**PROBLEM REQUIREMENTS:**
Repeat all of the data precisely.

● ● ●

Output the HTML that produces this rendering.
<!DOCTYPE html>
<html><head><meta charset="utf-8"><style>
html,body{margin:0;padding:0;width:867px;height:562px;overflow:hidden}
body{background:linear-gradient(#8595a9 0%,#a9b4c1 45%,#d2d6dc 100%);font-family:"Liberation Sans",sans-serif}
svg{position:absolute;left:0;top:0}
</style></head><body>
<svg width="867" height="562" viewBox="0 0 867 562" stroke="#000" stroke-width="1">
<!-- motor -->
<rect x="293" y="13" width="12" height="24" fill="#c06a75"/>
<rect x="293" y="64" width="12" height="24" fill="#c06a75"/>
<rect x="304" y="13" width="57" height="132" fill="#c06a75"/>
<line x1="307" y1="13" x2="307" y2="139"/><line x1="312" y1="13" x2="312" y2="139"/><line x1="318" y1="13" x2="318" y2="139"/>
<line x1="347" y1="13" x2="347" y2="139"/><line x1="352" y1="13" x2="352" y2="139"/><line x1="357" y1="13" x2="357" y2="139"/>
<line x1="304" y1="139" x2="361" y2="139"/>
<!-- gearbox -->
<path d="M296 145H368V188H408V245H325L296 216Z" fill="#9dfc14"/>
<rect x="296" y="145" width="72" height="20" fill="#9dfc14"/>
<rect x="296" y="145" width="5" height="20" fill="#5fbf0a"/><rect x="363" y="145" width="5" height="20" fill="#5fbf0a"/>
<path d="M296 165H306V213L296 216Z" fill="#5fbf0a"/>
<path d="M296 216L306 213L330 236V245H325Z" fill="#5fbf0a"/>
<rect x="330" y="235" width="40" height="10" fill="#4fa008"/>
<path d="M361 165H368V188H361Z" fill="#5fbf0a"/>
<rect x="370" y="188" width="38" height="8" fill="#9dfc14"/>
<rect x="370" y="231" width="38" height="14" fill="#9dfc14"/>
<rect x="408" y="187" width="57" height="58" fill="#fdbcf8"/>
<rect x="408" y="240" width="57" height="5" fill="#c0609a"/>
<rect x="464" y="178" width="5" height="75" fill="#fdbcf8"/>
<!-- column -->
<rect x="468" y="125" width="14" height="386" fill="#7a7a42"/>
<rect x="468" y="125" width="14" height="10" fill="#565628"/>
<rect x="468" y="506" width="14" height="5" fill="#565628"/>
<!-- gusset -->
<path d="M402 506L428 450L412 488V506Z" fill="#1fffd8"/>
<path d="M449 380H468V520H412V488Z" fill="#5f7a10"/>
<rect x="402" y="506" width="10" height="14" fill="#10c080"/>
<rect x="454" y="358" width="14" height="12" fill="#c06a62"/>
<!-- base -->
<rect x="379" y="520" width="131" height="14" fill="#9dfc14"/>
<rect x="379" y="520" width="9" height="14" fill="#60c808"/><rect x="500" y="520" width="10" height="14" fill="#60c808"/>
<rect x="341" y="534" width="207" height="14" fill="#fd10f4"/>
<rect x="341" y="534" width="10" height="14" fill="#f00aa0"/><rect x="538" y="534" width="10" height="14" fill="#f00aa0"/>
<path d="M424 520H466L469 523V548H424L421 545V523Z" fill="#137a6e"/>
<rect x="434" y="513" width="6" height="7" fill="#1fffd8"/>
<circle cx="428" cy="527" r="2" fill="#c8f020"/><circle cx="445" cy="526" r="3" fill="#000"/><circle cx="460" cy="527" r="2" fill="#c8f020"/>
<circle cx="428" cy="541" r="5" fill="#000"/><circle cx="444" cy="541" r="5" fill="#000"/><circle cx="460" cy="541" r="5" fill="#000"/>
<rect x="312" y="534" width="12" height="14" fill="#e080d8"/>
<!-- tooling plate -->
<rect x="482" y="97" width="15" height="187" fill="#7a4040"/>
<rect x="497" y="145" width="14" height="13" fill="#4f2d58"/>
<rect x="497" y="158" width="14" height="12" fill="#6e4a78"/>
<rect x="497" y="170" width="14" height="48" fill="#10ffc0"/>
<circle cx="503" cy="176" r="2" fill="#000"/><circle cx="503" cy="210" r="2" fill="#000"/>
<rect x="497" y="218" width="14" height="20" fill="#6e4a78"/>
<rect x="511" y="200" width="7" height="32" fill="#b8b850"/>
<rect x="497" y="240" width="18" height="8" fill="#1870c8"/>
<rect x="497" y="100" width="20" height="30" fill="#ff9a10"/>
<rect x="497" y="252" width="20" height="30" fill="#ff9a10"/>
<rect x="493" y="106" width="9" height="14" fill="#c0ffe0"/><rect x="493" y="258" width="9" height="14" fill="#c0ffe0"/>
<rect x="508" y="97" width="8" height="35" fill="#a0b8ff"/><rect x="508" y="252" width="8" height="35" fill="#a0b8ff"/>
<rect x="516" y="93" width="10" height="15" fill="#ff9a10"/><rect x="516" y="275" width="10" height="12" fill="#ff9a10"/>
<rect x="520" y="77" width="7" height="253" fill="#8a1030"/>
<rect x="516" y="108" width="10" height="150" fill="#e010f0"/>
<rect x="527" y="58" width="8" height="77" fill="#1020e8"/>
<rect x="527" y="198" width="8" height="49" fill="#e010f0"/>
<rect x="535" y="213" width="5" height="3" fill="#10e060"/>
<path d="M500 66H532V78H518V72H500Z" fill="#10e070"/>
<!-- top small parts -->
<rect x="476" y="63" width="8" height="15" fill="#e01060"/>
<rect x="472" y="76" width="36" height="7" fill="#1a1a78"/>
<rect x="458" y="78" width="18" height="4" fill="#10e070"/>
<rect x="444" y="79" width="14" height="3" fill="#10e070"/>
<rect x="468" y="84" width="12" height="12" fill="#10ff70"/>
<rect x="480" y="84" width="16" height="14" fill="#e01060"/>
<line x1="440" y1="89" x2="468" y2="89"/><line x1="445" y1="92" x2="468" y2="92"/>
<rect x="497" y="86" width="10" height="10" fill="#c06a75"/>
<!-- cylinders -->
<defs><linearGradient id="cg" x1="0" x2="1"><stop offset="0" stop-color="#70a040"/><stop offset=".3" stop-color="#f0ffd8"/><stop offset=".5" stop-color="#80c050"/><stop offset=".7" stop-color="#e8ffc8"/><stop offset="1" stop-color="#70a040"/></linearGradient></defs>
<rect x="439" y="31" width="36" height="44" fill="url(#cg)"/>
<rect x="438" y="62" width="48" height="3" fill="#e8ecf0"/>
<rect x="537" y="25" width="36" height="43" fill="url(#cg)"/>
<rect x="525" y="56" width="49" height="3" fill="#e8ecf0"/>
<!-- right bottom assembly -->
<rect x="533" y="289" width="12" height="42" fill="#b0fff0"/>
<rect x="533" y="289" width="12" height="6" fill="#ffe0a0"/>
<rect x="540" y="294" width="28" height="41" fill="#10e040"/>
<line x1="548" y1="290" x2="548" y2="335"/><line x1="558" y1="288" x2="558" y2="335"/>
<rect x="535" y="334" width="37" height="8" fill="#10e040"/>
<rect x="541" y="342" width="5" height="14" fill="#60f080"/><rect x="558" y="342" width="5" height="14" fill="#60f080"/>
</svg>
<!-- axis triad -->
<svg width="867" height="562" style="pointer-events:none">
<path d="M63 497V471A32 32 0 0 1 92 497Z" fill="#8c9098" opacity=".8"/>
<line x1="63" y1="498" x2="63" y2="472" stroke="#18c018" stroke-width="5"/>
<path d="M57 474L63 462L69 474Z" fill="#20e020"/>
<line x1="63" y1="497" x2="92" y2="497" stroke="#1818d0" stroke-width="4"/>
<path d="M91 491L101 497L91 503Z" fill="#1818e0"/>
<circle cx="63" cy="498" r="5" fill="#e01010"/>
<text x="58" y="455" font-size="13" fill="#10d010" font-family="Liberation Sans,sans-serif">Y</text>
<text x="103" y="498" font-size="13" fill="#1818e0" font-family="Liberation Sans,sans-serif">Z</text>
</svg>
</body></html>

● ● ●

**OUTPUT OF THE EXERCISE:**
Output the HTML that produces this rendering.
<!DOCTYPE html>
<html><head><meta charset="utf-8"><style>
html,body{margin:0;padding:0;width:867px;height:562px;overflow:hidden}
body{background:linear-gradient(#8595a9 0%,#a9b4c1 45%,#d2d6dc 100%);font-family:"Liberation Sans",sans-serif}
svg{position:absolute;left:0;top:0}
</style></head><body>
<svg width="867" height="562" viewBox="0 0 867 562" stroke="#000" stroke-width="1">
<!-- motor -->
<rect x="293" y="13" width="12" height="24" fill="#c06a75"/>
<rect x="293" y="64" width="12" height="24" fill="#c06a75"/>
<rect x="304" y="13" width="57" height="132" fill="#c06a75"/>
<line x1="307" y1="13" x2="307" y2="139"/><line x1="312" y1="13" x2="312" y2="139"/><line x1="318" y1="13" x2="318" y2="139"/>
<line x1="347" y1="13" x2="347" y2="139"/><line x1="352" y1="13" x2="352" y2="139"/><line x1="357" y1="13" x2="357" y2="139"/>
<line x1="304" y1="139" x2="361" y2="139"/>
<!-- gearbox -->
<path d="M296 145H368V188H408V245H325L296 216Z" fill="#9dfc14"/>
<rect x="296" y="145" width="72" height="20" fill="#9dfc14"/>
<rect x="296" y="145" width="5" height="20" fill="#5fbf0a"/><rect x="363" y="145" width="5" height="20" fill="#5fbf0a"/>
<path d="M296 165H306V213L296 216Z" fill="#5fbf0a"/>
<path d="M296 216L306 213L330 236V245H325Z" fill="#5fbf0a"/>
<rect x="330" y="235" width="40" height="10" fill="#4fa008"/>
<path d="M361 165H368V188H361Z" fill="#5fbf0a"/>
<rect x="370" y="188" width="38" height="8" fill="#9dfc14"/>
<rect x="370" y="231" width="38" height="14" fill="#9dfc14"/>
<rect x="408" y="187" width="57" height="58" fill="#fdbcf8"/>
<rect x="408" y="240" width="57" height="5" fill="#c0609a"/>
<rect x="464" y="178" width="5" height="75" fill="#fdbcf8"/>
<!-- column -->
<rect x="468" y="125" width="14" height="386" fill="#7a7a42"/>
<rect x="468" y="125" width="14" height="10" fill="#565628"/>
<rect x="468" y="506" width="14" height="5" fill="#565628"/>
<!-- gusset -->
<path d="M402 506L428 450L412 488V506Z" fill="#1fffd8"/>
<path d="M449 380H468V520H412V488Z" fill="#5f7a10"/>
<rect x="402" y="506" width="10" height="14" fill="#10c080"/>
<rect x="454" y="358" width="14" height="12" fill="#c06a62"/>
<!-- base -->
<rect x="379" y="520" width="131" height="14" fill="#9dfc14"/>
<rect x="379" y="520" width="9" height="14" fill="#60c808"/><rect x="500" y="520" width="10" height="14" fill="#60c808"/>
<rect x="341" y="534" width="207" height="14" fill="#fd10f4"/>
<rect x="341" y="534" width="10" height="14" fill="#f00aa0"/><rect x="538" y="534" width="10" height="14" fill="#f00aa0"/>
<path d="M424 520H466L469 523V548H424L421 545V523Z" fill="#137a6e"/>
<rect x="434" y="513" width="6" height="7" fill="#1fffd8"/>
<circle cx="428" cy="527" r="2" fill="#c8f020"/><circle cx="445" cy="526" r="3" fill="#000"/><circle cx="460" cy="527" r="2" fill="#c8f020"/>
<circle cx="428" cy="541" r="5" fill="#000"/><circle cx="444" cy="541" r="5" fill="#000"/><circle cx="460" cy="541" r="5" fill="#000"/>
<rect x="312" y="534" width="12" height="14" fill="#e080d8"/>
<!-- tooling plate -->
<rect x="482" y="97" width="15" height="187" fill="#7a4040"/>
<rect x="497" y="145" width="14" height="13" fill="#4f2d58"/>
<rect x="497" y="158" width="14" height="12" fill="#6e4a78"/>
<rect x="497" y="170" width="14" height="48" fill="#10ffc0"/>
<circle cx="503" cy="176" r="2" fill="#000"/><circle cx="503" cy="210" r="2" fill="#000"/>
<rect x="497" y="218" width="14" height="20" fill="#6e4a78"/>
<rect x="511" y="200" width="7" height="32" fill="#b8b850"/>
<rect x="497" y="240" width="18" height="8" fill="#1870c8"/>
<rect x="497" y="100" width="20" height="30" fill="#ff9a10"/>
<rect x="497" y="252" width="20" height="30" fill="#ff9a10"/>
<rect x="493" y="106" width="9" height="14" fill="#c0ffe0"/><rect x="493" y="258" width="9" height="14" fill="#c0ffe0"/>
<rect x="508" y="97" width="8" height="35" fill="#a0b8ff"/><rect x="508" y="252" width="8" height="35" fill="#a0b8ff"/>
<rect x="516" y="93" width="10" height="15" fill="#ff9a10"/><rect x="516" y="275" width="10" height="12" fill="#ff9a10"/>
<rect x="520" y="77" width="7" height="253" fill="#8a1030"/>
<rect x="516" y="108" width="10" height="150" fill="#e010f0"/>
<rect x="527" y="58" width="8" height="77" fill="#1020e8"/>
<rect x="527" y="198" width="8" height="49" fill="#e010f0"/>
<rect x="535" y="213" width="5" height="3" fill="#10e060"/>
<path d="M500 66H532V78H518V72H500Z" fill="#10e070"/>
<!-- top small parts -->
<rect x="476" y="63" width="8" height="15" fill="#e01060"/>
<rect x="472" y="76" width="36" height="7" fill="#1a1a78"/>
<rect x="458" y="78" width="18" height="4" fill="#10e070"/>
<rect x="444" y="79" width="14" height="3" fill="#10e070"/>
<rect x="468" y="84" width="12" height="12" fill="#10ff70"/>
<rect x="480" y="84" width="16" height="14" fill="#e01060"/>
<line x1="440" y1="89" x2="468" y2="89"/><line x1="445" y1="92" x2="468" y2="92"/>
<rect x="497" y="86" width="10" height="10" fill="#c06a75"/>
<!-- cylinders -->
<defs><linearGradient id="cg" x1="0" x2="1"><stop offset="0" stop-color="#70a040"/><stop offset=".3" stop-color="#f0ffd8"/><stop offset=".5" stop-color="#80c050"/><stop offset=".7" stop-color="#e8ffc8"/><stop offset="1" stop-color="#70a040"/></linearGradient></defs>
<rect x="439" y="31" width="36" height="44" fill="url(#cg)"/>
<rect x="438" y="62" width="48" height="3" fill="#e8ecf0"/>
<rect x="537" y="25" width="36" height="43" fill="url(#cg)"/>
<rect x="525" y="56" width="49" height="3" fill="#e8ecf0"/>
<!-- right bottom assembly -->
<rect x="533" y="289" width="12" height="42" fill="#b0fff0"/>
<rect x="533" y="289" width="12" height="6" fill="#ffe0a0"/>
<rect x="540" y="294" width="28" height="41" fill="#10e040"/>
<line x1="548" y1="290" x2="548" y2="335"/><line x1="558" y1="288" x2="558" y2="335"/>
<rect x="535" y="334" width="37" height="8" fill="#10e040"/>
<rect x="541" y="342" width="5" height="14" fill="#60f080"/><rect x="558" y="342" width="5" height="14" fill="#60f080"/>
</svg>
<!-- axis triad -->
<svg width="867" height="562" style="pointer-events:none">
<path d="M63 497V471A32 32 0 0 1 92 497Z" fill="#8c9098" opacity=".8"/>
<line x1="63" y1="498" x2="63" y2="472" stroke="#18c018" stroke-width="5"/>
<path d="M57 474L63 462L69 474Z" fill="#20e020"/>
<line x1="63" y1="497" x2="92" y2="497" stroke="#1818d0" stroke-width="4"/>
<path d="M91 491L101 497L91 503Z" fill="#1818e0"/>
<circle cx="63" cy="498" r="5" fill="#e01010"/>
<text x="58" y="455" font-size="13" fill="#10d010" font-family="Liberation Sans,sans-serif">Y</text>
<text x="103" y="498" font-size="13" fill="#1818e0" font-family="Liberation Sans,sans-serif">Z</text>
</svg>
</body></html>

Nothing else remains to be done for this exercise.